To that woman in Pizza Hut, who I think was with her family, her son and grandson, or maybe her brother and nephew. Who’s son/brother was checking out a woman in leggings. When your grandson/nephew came back to the table and told you “Dad’s watching that woman.” When you smiled at him like this was a little joke. Like this was acceptable behaviour. Because your son/brother is of the generation where objectifying women is not only acceptable but encouraged man to man. Where objectifying women is overlooked by other women as we feel intimidated to stand up and call out this behaviour. Yet men have no issue standing up and cat calling us.
To that woman in Pizza Hut, who’s young male relative noted behaviour of his father, looking to you for your opinion. Your acceptance, your smile, they will form vertebrae of the backbone of how he treats women. They will continue the system we women want to break.

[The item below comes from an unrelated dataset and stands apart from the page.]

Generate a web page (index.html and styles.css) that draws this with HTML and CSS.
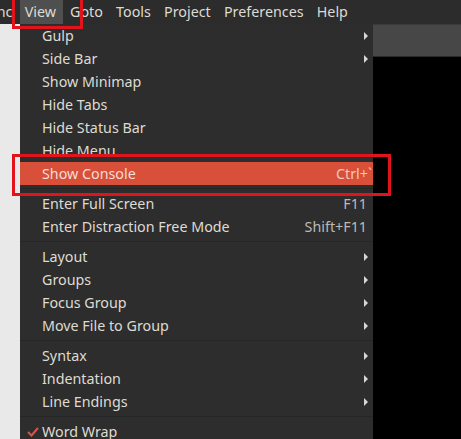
FILE: index.html
```html
<!DOCTYPE html>
<html>
<head>
<meta charset="utf-8">
<link rel="stylesheet" href="styles.css">
</head>
<body>
<div class="app">
  <nav class="menubar">
    <span class="mb-item cut">Sync</span>
    <span class="mb-item active">View</span>
    <span class="mb-item">Goto</span>
    <span class="mb-item">Tools</span>
    <span class="mb-item">Project</span>
    <span class="mb-item">Preferences</span>
    <span class="mb-item">Help</span>
  </nav>
  <div class="workspace">
    <aside class="sidebar"></aside>
    <main class="editor">
      <div class="tabbar"></div>
      <div class="code"></div>
    </main>
  </div>

  <div class="menu">
    <div class="row"><span class="label">Gulp</span><span class="arrow"></span></div>
    <div class="row"><span class="label">Side Bar</span><span class="arrow"></span></div>
    <div class="row"><span class="label">Show Minimap</span></div>
    <div class="row"><span class="label">Hide Tabs</span></div>
    <div class="row"><span class="label">Hide Status Bar</span></div>
    <div class="row"><span class="label">Hide Menu</span></div>
    <div class="row hl"><span class="label">Show Console</span><span class="key">Ctrl+`</span></div>
    <div class="sep"></div>
    <div class="row"><span class="label">Enter Full Screen</span><span class="key">F11</span></div>
    <div class="row"><span class="label">Enter Distraction Free Mode</span><span class="key">Shift+F11</span></div>
    <div class="sep"></div>
    <div class="row"><span class="label">Layout</span><span class="arrow"></span></div>
    <div class="row"><span class="label">Groups</span><span class="arrow"></span></div>
    <div class="row"><span class="label">Focus Group</span><span class="arrow"></span></div>
    <div class="row"><span class="label">Move File to Group</span><span class="arrow"></span></div>
    <div class="sep"></div>
    <div class="row"><span class="label">Syntax</span><span class="arrow"></span></div>
    <div class="row"><span class="label">Indentation</span><span class="arrow"></span></div>
    <div class="row"><span class="label">Line Endings</span><span class="arrow"></span></div>
    <div class="sep"></div>
    <div class="row checked">
      <svg class="check" width="12" height="10" viewBox="0 0 12 10"><polyline points="1,5 4.5,8.5 11,1" fill="none" stroke="#d4524a" stroke-width="2.2"/></svg>
      <span class="label">Word Wrap</span>
    </div>
  </div>

  <div class="mark mark-view"></div>
  <div class="mark mark-console"></div>
</div>
</body>
</html>
```

FILE: styles.css
```css
* { box-sizing: border-box; }
html, body { margin: 0; padding: 0; }
body {
  width: 461px;
  height: 439px;
  overflow: hidden;
  font-family: "Noto Sans", "DejaVu Sans", sans-serif;
  font-size: 14.3px;
  background: #e9e9e9;
}
.app {
  position: relative;
  width: 461px;
  height: 439px;
  display: flex;
  flex-direction: column;
}
.menubar {
  height: 24px;
  background: #2c2c2c;
  display: flex;
  align-items: stretch;
  flex: none;
}
.mb-item {
  color: #dedbd3;
  padding: 0 6.6px;
  display: flex;
  align-items: center;
  line-height: 24px;
}
.mb-item.cut {
  margin-left: -25px;
  padding-right: 8px;
}
.mb-item.active {
  background: #4f4f4f;
  padding: 0 5px 0 2px;
  width: 43px;
  justify-content: center;
}
.workspace {
  flex: 1;
  display: flex;
}
.sidebar {
  width: 200px;
  background: #e9e9e9;
}
.editor {
  flex: 1;
  display: flex;
  flex-direction: column;
}
.tabbar {
  height: 33px;
  background: #474747;
  border-top: 1px solid #3a3a3a;
  border-bottom: 1px solid #2a2a2a;
}
.code {
  flex: 1;
  background: #000;
}

.menu {
  position: absolute;
  left: 20px;
  top: 24px;
  width: 353px;
  height: 420px;
  background: #2d2d2d;
  padding-top: 0;
  color: #dedbd3;
}
.row {
  position: relative;
  height: 23px;
  display: flex;
  align-items: center;
  padding: 0 6px 0 22px;
}
.row .label { flex: 1; white-space: nowrap; }
.row .key { color: #bdbab4; }
.row.hl {
  background: #d8503a;
  color: #f3ddd6;
}
.row.hl .key { color: #f0c7bc; margin-right: -5px; }
.arrow {
  width: 0;
  height: 0;
  border-left: 4px solid #d6d6d6;
  border-top: 4px solid transparent;
  border-bottom: 4px solid transparent;
  margin-right: -1px;
}
.sep {
  height: 1px;
  margin: 3px 0;
  background: #262626;
}
.check {
  position: absolute;
  left: 7px;
  top: 7px;
}

.mark {
  position: absolute;
  border: 3px solid #e0141a;
}
.mark-view {
  left: 12px;
  top: -4px;
  width: 71px;
  height: 33px;
}
.mark-console {
  left: 12px;
  top: 154px;
  width: 379px;
  height: 42px;
}
```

To that woman in Pizza Hut, this is what I wish I’d said to you. “Please talk to your nephew/grandson about what he saw. Please talk to your nephew/grandson about how it’s not okay. Please talk to him about what he witnessed in an open way, allowing for conversation but making it clear the actions of his father aren’t okay. Please talk to your son/brother about his behaviour. Please talk to him in a way that women from your generation couldn’t imagine having the freedom to talk in. That I wish you now felt you had the freedom to talk in.”
But of course I said none of this. I am a feminist. I am a woman. I am comfortable being in uncomfortable conversations. And yet I let this opportunity pass by. Another globule of cement fixing a sexist brick on this young man’s wall of ideals.